Li Jing and Li Shiji believed that Illig Qaghan was stalling for time; they and Su Dingfang's vanguard combined and attacked Illig Qaghan's tent. Illig Qaghan fled to subordinate khan Ashina Sunishi (阿史那蘇尼失); Princess Yicheng of Sui, his wife, was killed. Illig Qaghan was soon captured by the Tang generals Li Daozong and Zhang Baoxiang (張寶相) and delivered to Chang'an. Turkic nobles largely surrendered to the Tang. The population surrendered to the Tang or Xueyantuo, or fled west to the Western Turkic Khaganate and the nearby kingdoms such as Qocho, Kucha and Tuyuhun.

Aftermath in Mongolia

Initial attempt to settle Eastern Turkic Khaganate's people within the Tang state 

Taizong sought options for the disposition of the Khaganate's population. Reportedly, the majority opinion was for sinicization by scattered resettlement in the Tang prefectures of what are now modern Shandong and Henan. However, several officials are recorded as holding different opinions:

 Yan Shigu proposed settlement north of the Yellow River, remaining in tribes, as vassals.
 Li Baiyao proposed scattered settlement north of the Yellow River, with a khan for each tribe, all answering to a protector general at Dingxiang.
 Dou Jing (竇靜) proposed scattering chieftains and their people, and imperial clan daughters be given to chieftains as wives to better control them as vassals.
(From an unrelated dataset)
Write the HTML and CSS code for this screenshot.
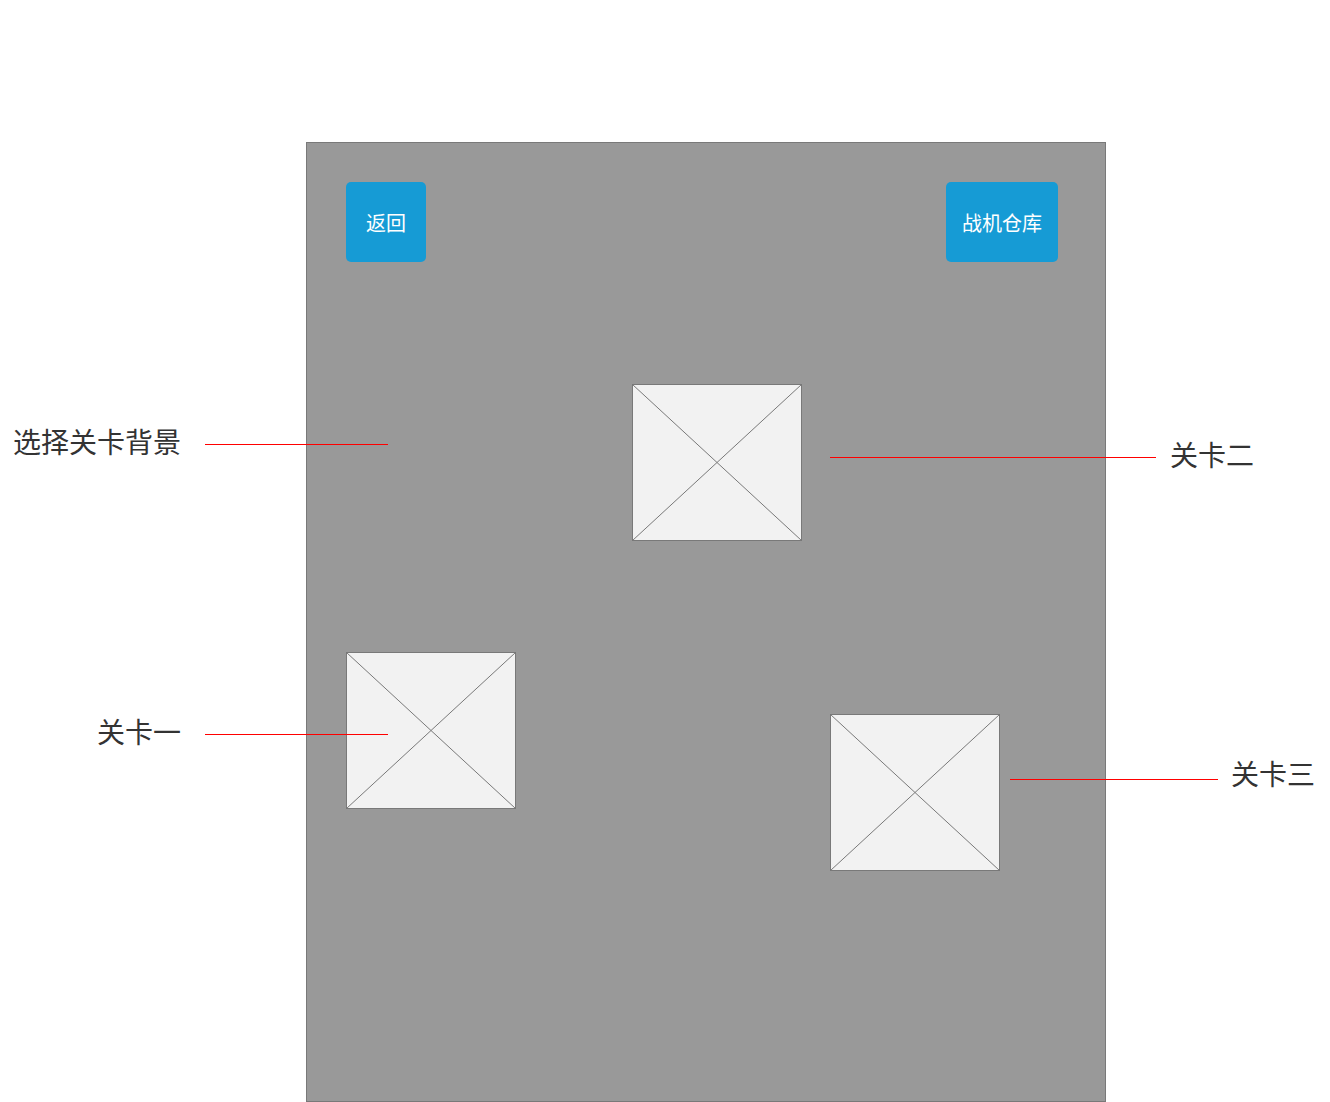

Two key opinions, given by two chancellors, emerged from the discussion:

 Wen Yanbo proposed settlement on vacant lands in the northern prefectures within Tang borders, remaining in tribal form.
 Wei Zheng proposed settlement outside of Tang boundaries on their own lands.

Wen Yanbo's proposal was accepted. Two commandants overseeing ten new nominal prefectures (four for Ashina Shibobi's people, and six for Illig Qaghan's people) were created. Ashina Sunishi was made a prince. Ashina Simo was made a prince and given the Tang imperial surname Li (and is also known as Li Simo.) A large number of other chieftains were given general ranks. The new nobility were settled in or near Chang'an. Taizong ransomed Han slaves from Turkic owners. Thereafter, Turkic cavalry were often requisitioned to supplement regular Tang troops on various campaigns, such as the 634 campaign against Tuyuhun.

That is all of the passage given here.